Manchester United to launch women’s team

Manchester United to launch women’s team
Top-flight English soccer club Manchester United have submitted an application to the Football Association (FA) to form a professional women’s team.

The new side would compete in the second tier of the Women’s Super League (WSL2) and would be based at the Premier League outfit’s training centre at The Cliff in Salford.

United have said that, if successful, the move would serve as a pathway for players who graduate from the Girls’ Regional Talent Club.

The club scrapped their women’s team in 2005 and are currently one of the few top-tier English clubs that does not have representation in the female game. Manchester City, Chelsea, Arsenal and Liverpool all have successful teams within the WSL system.

United have faced criticism for not having an adult women’s side, with England women’s national team coach Phil Neville saying in January that he would discuss the matter with his former club.

The Premier League outfit do have junior women’s teams, and work with local schools and community groups to develop players through their foundation. The club also has a partnership with the South Manchester Girls’ Football League.

It is anticipated that trials for the new United women’s team will be held in June.

In September, the FA announced plans to reform the WSL, which will see a fully professional top tier introduced from the 2018/19 season.

The current WSL consists of 20 clubs split equally into two tiers. The changes will involve expanding the top tier to include up to 14 teams with full-time professional players, while the WSL2 will become known as the Women’s Championship.

The FA has received 15 applications from teams to join either of the top two tiers from next season. Up to four new teams could join the top tier, with up to five permitted to join the Women’s Championship. A decision on allocating new teams is expected to be made in May.

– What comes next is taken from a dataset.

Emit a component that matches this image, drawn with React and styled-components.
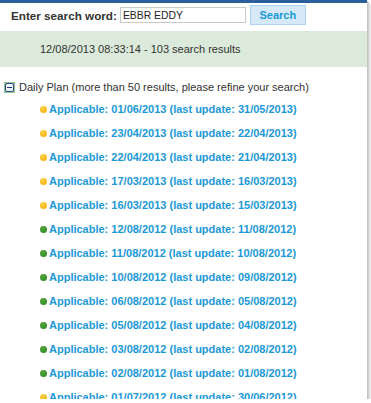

Ed Woodward, vice chairman of Manchester United, said: “The FA has provided excellent support through the process and we believe that launching a team in WSL2 would give many more of our graduates from the Regional Talent Club the chance to establish themselves as first team players.

“The Manchester United women’s team must be built in the same image and with the same principles as the men’s first team and offer academy players a clear route to top level football within the club.”